Among the entries below, one stretch runs from the line that contains "Convert this table" through the line that contains "const cell = 'border". Repeat that stretch exactly, ends included, and only that.

— START OF Records shown —

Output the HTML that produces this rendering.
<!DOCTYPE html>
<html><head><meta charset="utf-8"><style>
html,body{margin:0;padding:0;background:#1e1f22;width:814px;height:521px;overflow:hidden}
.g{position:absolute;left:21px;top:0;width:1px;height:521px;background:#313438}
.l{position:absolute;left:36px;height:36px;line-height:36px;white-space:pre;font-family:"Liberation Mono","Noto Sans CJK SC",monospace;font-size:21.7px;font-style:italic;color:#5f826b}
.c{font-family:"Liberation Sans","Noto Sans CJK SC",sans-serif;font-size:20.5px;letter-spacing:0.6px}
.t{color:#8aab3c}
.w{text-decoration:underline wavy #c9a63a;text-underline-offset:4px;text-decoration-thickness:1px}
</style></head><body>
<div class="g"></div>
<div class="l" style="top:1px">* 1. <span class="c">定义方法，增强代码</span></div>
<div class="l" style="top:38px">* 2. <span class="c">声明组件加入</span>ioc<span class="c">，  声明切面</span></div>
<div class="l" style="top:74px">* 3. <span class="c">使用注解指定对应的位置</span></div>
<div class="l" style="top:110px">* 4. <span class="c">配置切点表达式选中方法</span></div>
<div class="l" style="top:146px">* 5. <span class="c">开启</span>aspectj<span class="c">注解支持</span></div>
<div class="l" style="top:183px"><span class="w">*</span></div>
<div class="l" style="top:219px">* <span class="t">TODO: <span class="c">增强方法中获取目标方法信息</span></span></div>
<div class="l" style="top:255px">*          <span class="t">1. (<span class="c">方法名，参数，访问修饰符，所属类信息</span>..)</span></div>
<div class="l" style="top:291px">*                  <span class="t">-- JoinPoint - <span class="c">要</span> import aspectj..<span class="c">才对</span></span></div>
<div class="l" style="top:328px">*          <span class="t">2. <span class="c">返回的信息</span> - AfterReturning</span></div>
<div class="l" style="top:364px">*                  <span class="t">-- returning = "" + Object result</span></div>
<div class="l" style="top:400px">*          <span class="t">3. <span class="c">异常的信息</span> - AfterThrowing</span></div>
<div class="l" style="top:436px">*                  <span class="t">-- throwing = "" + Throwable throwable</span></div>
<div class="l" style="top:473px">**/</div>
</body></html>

— END OF Records shown —
— START OF Records shown —

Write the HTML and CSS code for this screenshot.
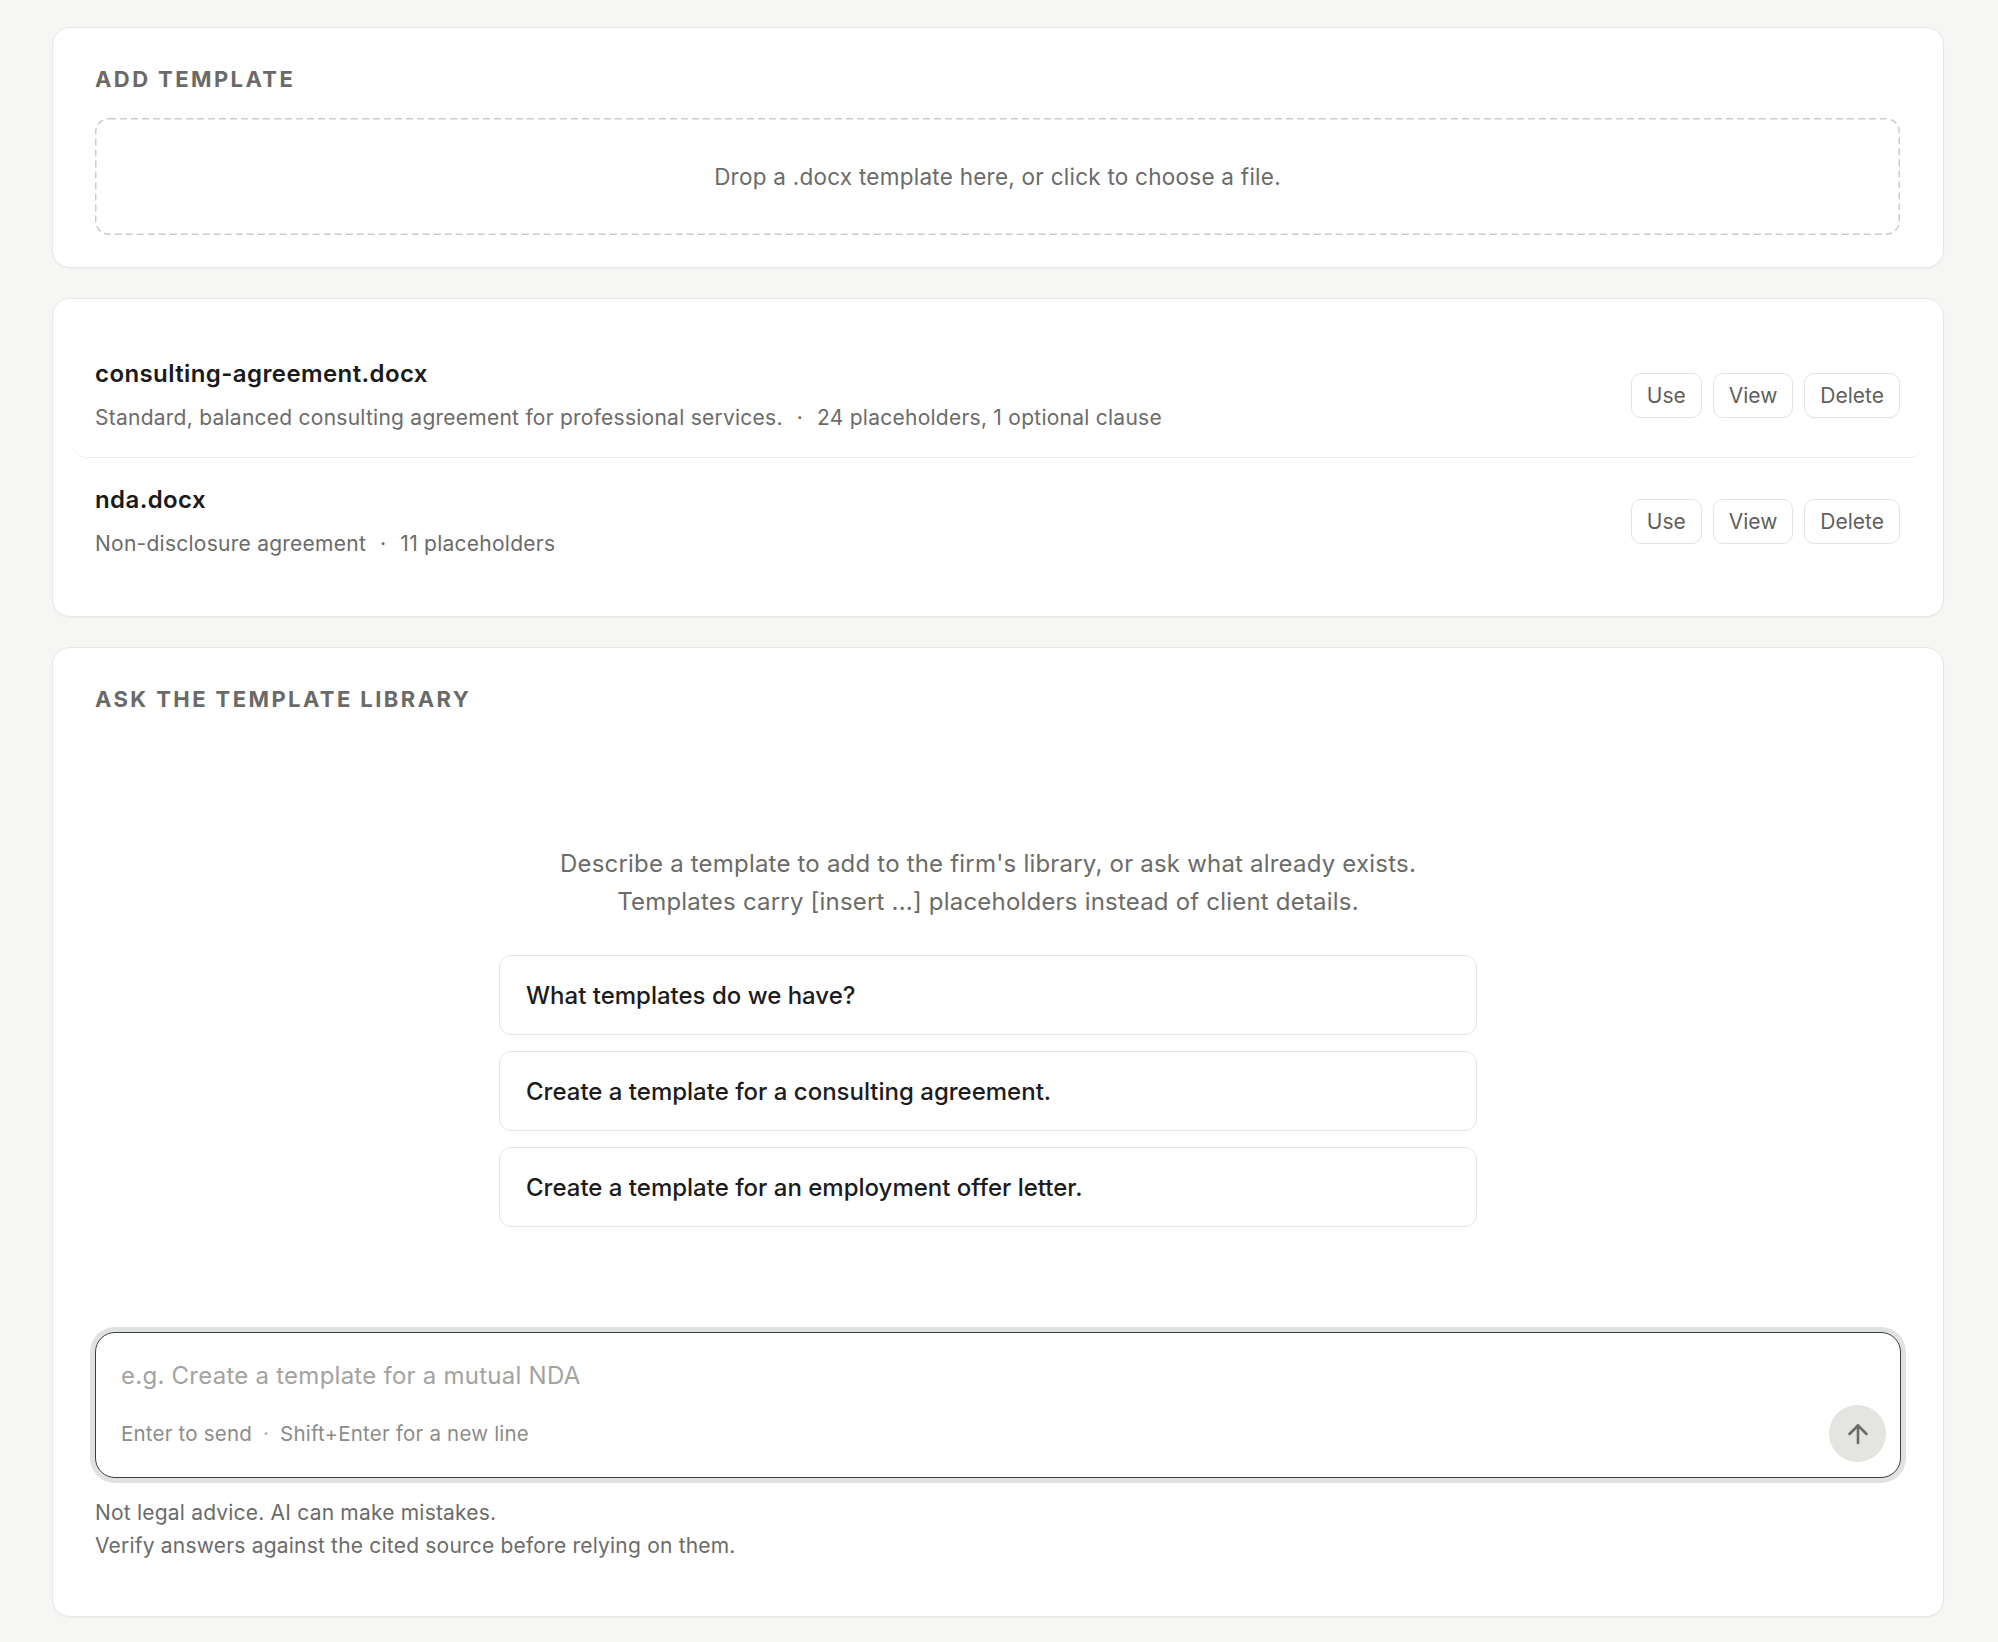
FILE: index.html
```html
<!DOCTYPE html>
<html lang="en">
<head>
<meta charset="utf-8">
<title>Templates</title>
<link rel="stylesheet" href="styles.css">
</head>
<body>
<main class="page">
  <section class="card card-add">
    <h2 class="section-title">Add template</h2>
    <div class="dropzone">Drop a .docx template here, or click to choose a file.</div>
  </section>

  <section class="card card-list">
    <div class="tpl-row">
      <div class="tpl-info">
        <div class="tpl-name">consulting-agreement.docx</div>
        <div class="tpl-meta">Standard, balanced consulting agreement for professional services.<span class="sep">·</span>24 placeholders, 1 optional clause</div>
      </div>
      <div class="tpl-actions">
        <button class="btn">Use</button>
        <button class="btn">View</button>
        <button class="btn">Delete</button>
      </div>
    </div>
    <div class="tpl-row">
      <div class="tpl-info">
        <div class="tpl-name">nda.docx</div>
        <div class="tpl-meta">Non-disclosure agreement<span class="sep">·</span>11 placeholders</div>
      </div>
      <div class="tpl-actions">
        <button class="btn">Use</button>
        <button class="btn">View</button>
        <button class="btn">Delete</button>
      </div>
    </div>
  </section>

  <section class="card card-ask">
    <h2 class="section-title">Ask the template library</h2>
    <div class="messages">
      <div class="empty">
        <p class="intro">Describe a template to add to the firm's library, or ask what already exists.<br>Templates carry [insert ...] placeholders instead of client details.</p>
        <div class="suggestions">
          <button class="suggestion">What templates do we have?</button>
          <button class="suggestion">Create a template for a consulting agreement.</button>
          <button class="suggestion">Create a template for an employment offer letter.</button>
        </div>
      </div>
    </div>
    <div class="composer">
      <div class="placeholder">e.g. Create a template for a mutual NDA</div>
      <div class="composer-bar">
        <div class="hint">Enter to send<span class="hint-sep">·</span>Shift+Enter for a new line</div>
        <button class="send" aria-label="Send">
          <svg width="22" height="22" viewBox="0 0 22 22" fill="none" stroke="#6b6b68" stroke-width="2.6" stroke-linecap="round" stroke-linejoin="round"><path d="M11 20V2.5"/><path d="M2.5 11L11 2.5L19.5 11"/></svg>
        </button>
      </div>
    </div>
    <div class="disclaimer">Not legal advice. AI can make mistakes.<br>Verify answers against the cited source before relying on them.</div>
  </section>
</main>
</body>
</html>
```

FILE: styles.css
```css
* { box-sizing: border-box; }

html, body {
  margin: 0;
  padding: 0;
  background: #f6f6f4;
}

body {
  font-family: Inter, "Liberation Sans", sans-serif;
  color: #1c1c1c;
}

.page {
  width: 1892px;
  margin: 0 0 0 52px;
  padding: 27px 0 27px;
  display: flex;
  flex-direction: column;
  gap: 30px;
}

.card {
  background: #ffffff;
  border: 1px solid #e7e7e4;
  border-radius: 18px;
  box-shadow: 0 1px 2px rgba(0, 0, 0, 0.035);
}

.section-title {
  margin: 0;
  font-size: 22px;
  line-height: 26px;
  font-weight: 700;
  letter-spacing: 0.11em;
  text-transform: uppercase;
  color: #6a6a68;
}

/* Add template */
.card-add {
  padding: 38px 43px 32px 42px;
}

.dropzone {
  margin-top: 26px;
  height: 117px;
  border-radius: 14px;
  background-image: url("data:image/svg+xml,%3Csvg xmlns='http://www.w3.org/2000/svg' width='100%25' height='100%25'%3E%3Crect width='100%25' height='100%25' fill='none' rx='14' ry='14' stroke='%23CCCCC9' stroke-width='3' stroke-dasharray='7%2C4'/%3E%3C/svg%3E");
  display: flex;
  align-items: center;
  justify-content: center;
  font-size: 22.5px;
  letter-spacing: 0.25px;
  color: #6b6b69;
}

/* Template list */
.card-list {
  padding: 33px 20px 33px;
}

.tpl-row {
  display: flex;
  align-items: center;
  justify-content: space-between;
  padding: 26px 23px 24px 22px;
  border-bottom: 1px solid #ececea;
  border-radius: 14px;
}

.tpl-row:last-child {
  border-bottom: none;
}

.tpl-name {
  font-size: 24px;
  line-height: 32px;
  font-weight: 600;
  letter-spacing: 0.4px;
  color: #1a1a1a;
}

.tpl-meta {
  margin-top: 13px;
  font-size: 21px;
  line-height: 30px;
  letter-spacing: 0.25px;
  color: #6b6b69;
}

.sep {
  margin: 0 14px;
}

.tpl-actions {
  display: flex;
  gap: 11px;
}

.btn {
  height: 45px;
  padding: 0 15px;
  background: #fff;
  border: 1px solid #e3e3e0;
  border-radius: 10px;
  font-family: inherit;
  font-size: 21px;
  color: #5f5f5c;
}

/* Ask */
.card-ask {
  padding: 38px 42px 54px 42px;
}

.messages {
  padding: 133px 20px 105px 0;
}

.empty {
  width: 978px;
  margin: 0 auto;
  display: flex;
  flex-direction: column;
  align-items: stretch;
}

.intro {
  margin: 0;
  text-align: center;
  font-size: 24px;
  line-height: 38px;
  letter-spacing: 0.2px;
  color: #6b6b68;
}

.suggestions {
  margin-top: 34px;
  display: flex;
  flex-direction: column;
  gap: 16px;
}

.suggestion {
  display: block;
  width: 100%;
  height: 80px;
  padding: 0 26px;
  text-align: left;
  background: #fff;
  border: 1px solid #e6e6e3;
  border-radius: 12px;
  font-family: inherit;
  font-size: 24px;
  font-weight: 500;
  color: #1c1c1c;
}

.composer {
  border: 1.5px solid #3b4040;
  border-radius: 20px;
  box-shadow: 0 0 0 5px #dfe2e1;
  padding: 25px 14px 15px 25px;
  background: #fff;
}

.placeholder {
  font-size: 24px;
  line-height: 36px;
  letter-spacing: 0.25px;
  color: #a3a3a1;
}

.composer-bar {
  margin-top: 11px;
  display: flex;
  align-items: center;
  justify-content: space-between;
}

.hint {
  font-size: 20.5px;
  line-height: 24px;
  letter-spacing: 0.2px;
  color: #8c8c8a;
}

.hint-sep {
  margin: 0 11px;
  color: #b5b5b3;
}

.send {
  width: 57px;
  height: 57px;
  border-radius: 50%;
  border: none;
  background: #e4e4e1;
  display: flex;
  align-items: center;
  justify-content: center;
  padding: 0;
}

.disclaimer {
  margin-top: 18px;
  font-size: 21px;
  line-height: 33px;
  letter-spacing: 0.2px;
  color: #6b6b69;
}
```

— END OF Records shown —
— START OF Records shown —

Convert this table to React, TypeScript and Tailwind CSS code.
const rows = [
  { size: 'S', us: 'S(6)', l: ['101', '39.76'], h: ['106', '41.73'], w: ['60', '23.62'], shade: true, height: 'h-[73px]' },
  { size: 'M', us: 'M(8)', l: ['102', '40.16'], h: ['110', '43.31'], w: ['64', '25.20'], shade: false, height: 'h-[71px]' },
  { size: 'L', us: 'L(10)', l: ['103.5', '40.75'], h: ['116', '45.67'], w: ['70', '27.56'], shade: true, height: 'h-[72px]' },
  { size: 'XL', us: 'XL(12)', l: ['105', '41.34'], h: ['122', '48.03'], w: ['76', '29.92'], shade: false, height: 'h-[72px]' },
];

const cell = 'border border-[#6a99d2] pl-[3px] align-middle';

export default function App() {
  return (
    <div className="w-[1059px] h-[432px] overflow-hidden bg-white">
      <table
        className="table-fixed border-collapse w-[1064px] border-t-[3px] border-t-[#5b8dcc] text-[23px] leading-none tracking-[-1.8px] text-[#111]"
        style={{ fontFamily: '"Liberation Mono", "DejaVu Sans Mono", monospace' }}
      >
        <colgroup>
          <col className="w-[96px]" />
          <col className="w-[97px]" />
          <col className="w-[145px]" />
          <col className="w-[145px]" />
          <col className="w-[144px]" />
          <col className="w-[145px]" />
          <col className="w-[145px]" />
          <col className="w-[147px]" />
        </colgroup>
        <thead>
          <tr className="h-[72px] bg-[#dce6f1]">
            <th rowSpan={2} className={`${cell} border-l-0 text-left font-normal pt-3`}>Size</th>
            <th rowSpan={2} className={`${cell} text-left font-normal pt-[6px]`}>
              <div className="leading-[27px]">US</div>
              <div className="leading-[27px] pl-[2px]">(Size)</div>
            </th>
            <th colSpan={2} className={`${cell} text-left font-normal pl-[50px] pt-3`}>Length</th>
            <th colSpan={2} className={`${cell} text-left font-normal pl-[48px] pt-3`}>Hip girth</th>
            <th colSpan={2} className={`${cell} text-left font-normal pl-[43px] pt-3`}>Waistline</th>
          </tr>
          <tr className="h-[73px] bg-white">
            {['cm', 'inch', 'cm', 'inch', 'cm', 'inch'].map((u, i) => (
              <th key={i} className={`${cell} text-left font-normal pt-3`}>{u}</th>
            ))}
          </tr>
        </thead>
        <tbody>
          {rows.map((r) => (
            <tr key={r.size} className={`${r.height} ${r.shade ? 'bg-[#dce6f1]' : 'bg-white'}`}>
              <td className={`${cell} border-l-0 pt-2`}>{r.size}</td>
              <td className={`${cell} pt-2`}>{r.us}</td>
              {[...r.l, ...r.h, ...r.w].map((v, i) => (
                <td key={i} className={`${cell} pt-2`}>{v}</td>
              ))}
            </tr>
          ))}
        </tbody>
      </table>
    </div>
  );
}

— END OF Records shown —

#### Final result
Convert this table to React, TypeScript and Tailwind CSS code.
const rows = [
  { size: 'S', us: 'S(6)', l: ['101', '39.76'], h: ['106', '41.73'], w: ['60', '23.62'], shade: true, height: 'h-[73px]' },
  { size: 'M', us: 'M(8)', l: ['102', '40.16'], h: ['110', '43.31'], w: ['64', '25.20'], shade: false, height: 'h-[71px]' },
  { size: 'L', us: 'L(10)', l: ['103.5', '40.75'], h: ['116', '45.67'], w: ['70', '27.56'], shade: true, height: 'h-[72px]' },
  { size: 'XL', us: 'XL(12)', l: ['105', '41.34'], h: ['122', '48.03'], w: ['76', '29.92'], shade: false, height: 'h-[72px]' },
];

const cell = 'border border-[#6a99d2] pl-[3px] align-middle';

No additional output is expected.